Written instruction: Look for "index" in the listing below. Gather each line that contains it.

Raw data:
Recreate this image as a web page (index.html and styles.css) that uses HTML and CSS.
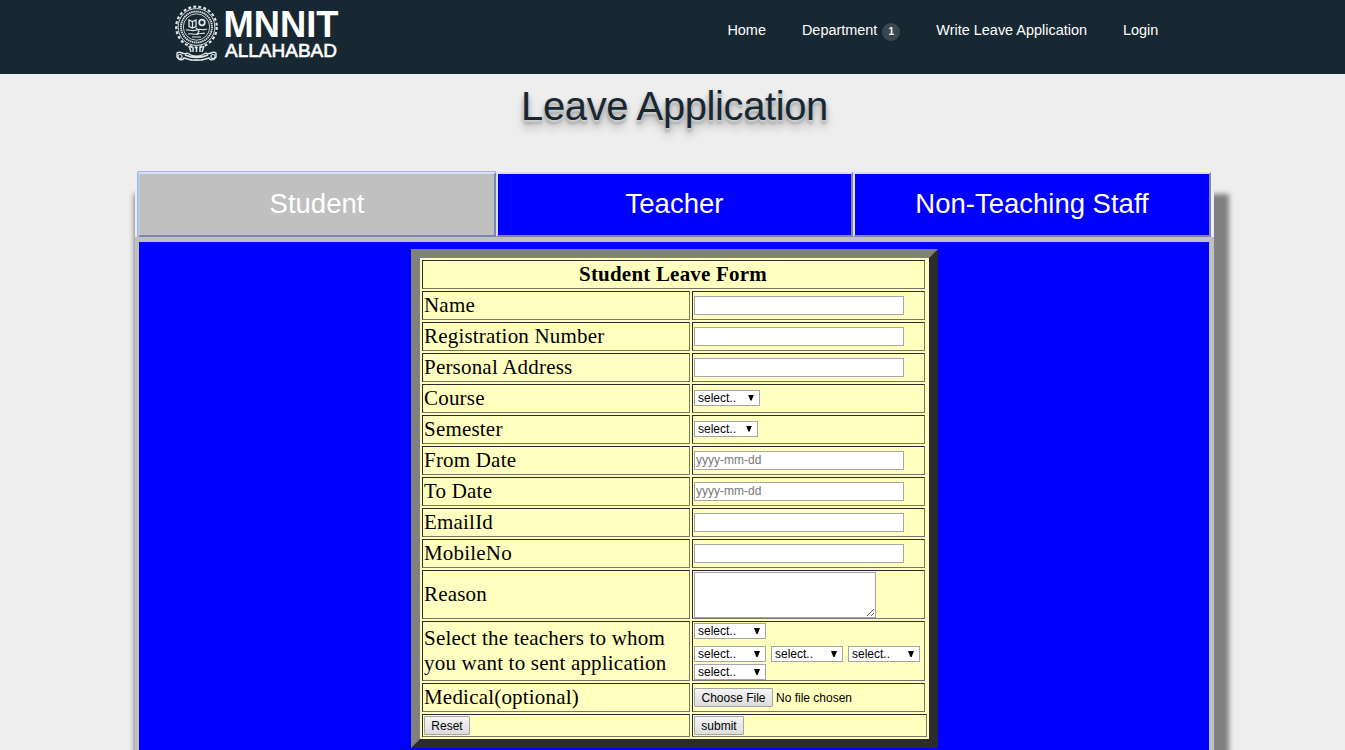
FILE: index.html
```html
<!DOCTYPE html>
<html lang="en">
<head>
<meta charset="utf-8">
<title>Leave Application</title>
<link rel="stylesheet" href="styles.css">
</head>
<body>
<header class="header">
  <svg class="logo" width="170" height="64" viewBox="0 0 170 64" role="img" aria-label="MNNIT Allahabad">
    <g fill="none" stroke="#dfe5e8">
      <circle cx="22.500" cy="27" r="20.300" stroke-width="2.200" stroke-dasharray="2.900 2.200"/>
      <circle cx="22.500" cy="27" r="18.400" stroke-width="1"/>
      <circle cx="22.500" cy="27" r="15.500" stroke-width="1.800" stroke-dasharray="1.500 .6"/>
      <circle cx="22.500" cy="27" r="13.200" stroke-width=".9"/>
      <path d="M15 20l3.500 1.500 3.500-1.500v6.500l-3.500 1.500-3.500-1.500zM18.500 21.500v6" stroke-width="1.300"/>
      <circle cx="28" cy="22.500" r="2.800" stroke-width="1.800"/>
      <path d="M12 30c3-1 6 2 10 0s7 1 11-1M14 34c4-1 5 1 9 0s5 0 8-1M18 37h9M22 28l3 3-2 4" stroke-width="1.200"/>
      <path d="M15 46l2 6M30 46l-2 6M19 47v5M26 47v5M22.500 47v5" stroke-width="1.500"/>
      <path d="M3 53c4-3 6 3 10 0 6 4 13 4 19 0 4 3 6-3 10 0v4c-2 3-6 4-7 1-8 3-17 3-25 0-1 3-5 2-7-1zM11 55c7 3 16 3 23 0M16 60h13" stroke-width="1.400"/>
      <circle cx="6" cy="56.500" r="2" stroke-width="1.200"/>
      <circle cx="39" cy="56.500" r="2" stroke-width="1.200"/>
    </g>
    <text class="logo-top" x="49.500" y="37" textLength="115" lengthAdjust="spacingAndGlyphs">MNNIT</text>
    <text class="logo-bottom" x="51" y="57" textLength="112" lengthAdjust="spacingAndGlyphs">ALLAHABAD</text>
  </svg>
  <nav class="nav">
    <a>Home</a>
    <a class="dept">Department<span class="badge">1</span></a>
    <a>Write Leave Application</a>
    <a>Login</a>
  </nav>
</header>
<h1 class="title">Leave Application</h1>
<main class="panel">
  <div class="tabs">
    <div class="tab active">Student</div>
    <div class="tab">Teacher</div>
    <div class="tab">Non-Teaching Staff</div>
  </div>
  <section class="body">
    <form class="form">
      <div class="cell head">Student Leave Form</div>
      <div class="cell">Name</div><div class="cell"><input class="field"></div>
      <div class="cell">Registration Number</div><div class="cell"><input class="field"></div>
      <div class="cell">Personal Address</div><div class="cell"><input class="field"></div>
      <div class="cell">Course</div><div class="cell"><div class="select course">select..<i class="arrow"></i></div></div>
      <div class="cell">Semester</div><div class="cell"><div class="select semester">select..<i class="arrow"></i></div></div>
      <div class="cell">From Date</div><div class="cell"><input class="field" placeholder="yyyy-mm-dd"></div>
      <div class="cell">To Date</div><div class="cell"><input class="field" placeholder="yyyy-mm-dd"></div>
      <div class="cell">EmailId</div><div class="cell"><input class="field"></div>
      <div class="cell">MobileNo</div><div class="cell"><input class="field"></div>
      <div class="cell">Reason</div><div class="cell"><textarea class="reason"></textarea></div>
      <div class="cell">Select the teachers to whom<br>you want to sent application</div>
      <div class="cell teachers">
        <div class="select">select..<i class="arrow"></i></div>
        <div class="line">
          <div class="select">select..<i class="arrow"></i></div>
          <div class="select">select..<i class="arrow"></i></div>
          <div class="select">select..<i class="arrow"></i></div>
        </div>
        <div class="select">select..<i class="arrow"></i></div>
      </div>
      <div class="cell">Medical(optional)</div>
      <div class="cell"><button type="button" class="btn choose">Choose File</button><span class="nofile">No file chosen</span></div>
      <div class="cell"><button type="reset" class="btn reset">Reset</button></div>
      <div class="cell last"><button type="button" class="btn submit">submit</button></div>
    </form>
  </section>
</main>
</body>
</html>
```
FILE: styles.css
```css
* { box-sizing: border-box; }
html { overflow: hidden; }
body {
  margin: 0;
  height: 750px;
  overflow: hidden;
  background: #eee;
  font-family: "Liberation Sans", Arial, sans-serif;
}
.header {
  display: flex;
  justify-content: space-between;
  height: 74px;
  padding: 0 186.700px 0 174px;
  background: #172832;
}
.logo { display: block; }
.logo text { fill: #fff; font-family: "Liberation Sans", Arial, sans-serif; }
.logo-top { font-size: 36px; font-weight: bold; }
.logo-bottom { font-size: 18.500px; stroke: #fff; stroke-width: .6px; }
.nav {
  display: flex;
  gap: 36px;
  padding-top: 21px;
  color: #fff;
  font-size: 14.450px;
  line-height: 18px;
}
.dept { display: flex; gap: 5px; }
.badge {
  width: 18px;
  height: 18px;
  margin-top: 2px;
  border-radius: 50%;
  background: #3a4750;
  font-size: 10px;
  font-weight: bold;
  text-align: center;
}
.title {
  height: 98px;
  margin: 0;
  padding: 9px 0 0 4px;
  color: #172832;
  font-size: 40px;
  font-weight: normal;
  letter-spacing: -.4px;
  line-height: 46px;
  text-align: center;
  text-shadow: 0 1px 0 #ccc, 0 2px 0 #c9c9c9, 0 3px 0 #bbb, 0 4px 2px rgba(0,0,0,.1), 0 3px 5px rgba(0,0,0,.25), 0 8px 8px rgba(0,0,0,.25);
}
.panel {
  width: 1079px;
  height: 578px;
  margin-left: 135px;
  background: #eee;
  box-shadow: 7px 30px 5px 8px #808080;
}
.tabs {
  display: grid;
  grid-template-columns: 358px 357px 358px;
  height: 65px;
  padding-left: 3px;
}
.tab {
  border: 2px solid;
  border-color: #dbdff0 #8585a0 #8585a0 #dbdff0;
  background: #00f;
  color: #fff;
  font-size: 27.500px;
  line-height: 60px;
  text-align: center;
}
.tab.active {
  border-color: #d8e2f2 #778aab #778aab #b7c9e8;
  background: silver;
  box-shadow: 0 -1px 0 #9fb8e8, -1px 0 0 #9fb8e8;
}
.body {
  height: 513px;
  padding: 7px 0 0 272px;
  border: solid silver;
  border-width: 5px 5px 0 4px;
  background: #00f;
}
.form {
  display: grid;
  grid-template-columns: 268px 233px;
  grid-template-rows: repeat(10, 29px) 49px 60px 29px 23px;
  gap: 2px;
  width: 527px;
  height: 499px;
  padding: 2px;
  border: 9px solid;
  border-color: #808080 #2c2c2c #2c2c2c #808080;
  background: #ffffc0;
  color: #000;
  font: 21px/25px "Liberation Serif", "Times New Roman", serif;
  letter-spacing: .2px;
}
.cell {
  display: flex;
  align-items: center;
  min-width: 0;
  padding: 0 1px;
  border: 1px solid;
  border-color: #2c2c2c #77775c #77775c #2c2c2c;
}
.head { grid-column: 1 / 3; justify-content: center; padding-right: 2px; font-weight: bold; }
.last { width: 235px; }
.field, .reason {
  margin: 0;
  padding: 1px;
  border: 1px solid #a5a5a5;
  border-radius: 0;
  outline: 0;
  background: #fff;
  font: 12px "Liberation Sans", Arial, sans-serif;
}
.field { width: 210px; height: 19px; padding-bottom: 2px; }
.field::placeholder { color: #777; }
.reason { width: 182px; height: 46px; resize: both; }
.select {
  display: flex;
  align-items: center;
  justify-content: space-between;
  width: 72px;
  height: 16px;
  padding: 0 5px 0 3px;
  border: 1px solid #a5a5a5;
  background: #fff;
  font: 12px/14px "Liberation Sans", Arial, sans-serif;
  letter-spacing: 0;
}
.course { width: 66px; margin-bottom: 2px; }
.semester { width: 64px; margin-bottom: 2px; }
.arrow {
  width: 6px;
  height: 6px;
  background: #000;
  clip-path: polygon(0 0, 100% 0, 60% 100%, 40% 100%);
}
.teachers { flex-direction: column; align-items: flex-start; justify-content: flex-start; padding-top: 1px; }
.line { display: flex; gap: 5px; margin: 7px 0 2px; }
.btn {
  height: 19px;
  margin: 0;
  padding: 1px 0 0;
  border: 1px solid #a5a5a5;
  border-radius: 1px;
  background: linear-gradient(#f5f5f5, #dcdcdc);
  color: #000;
  font: 12px/16px "Liberation Sans", Arial, sans-serif;
}
.choose { width: 79px; }
.reset { width: 46px; }
.submit { width: 50px; }
.nofile { margin-left: 3px; font: 12px "Liberation Sans", Arial, sans-serif; letter-spacing: 0; }
```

Answer for the task:
Recreate this image as a web page (index.html and styles.css) that uses HTML and CSS.
FILE: index.html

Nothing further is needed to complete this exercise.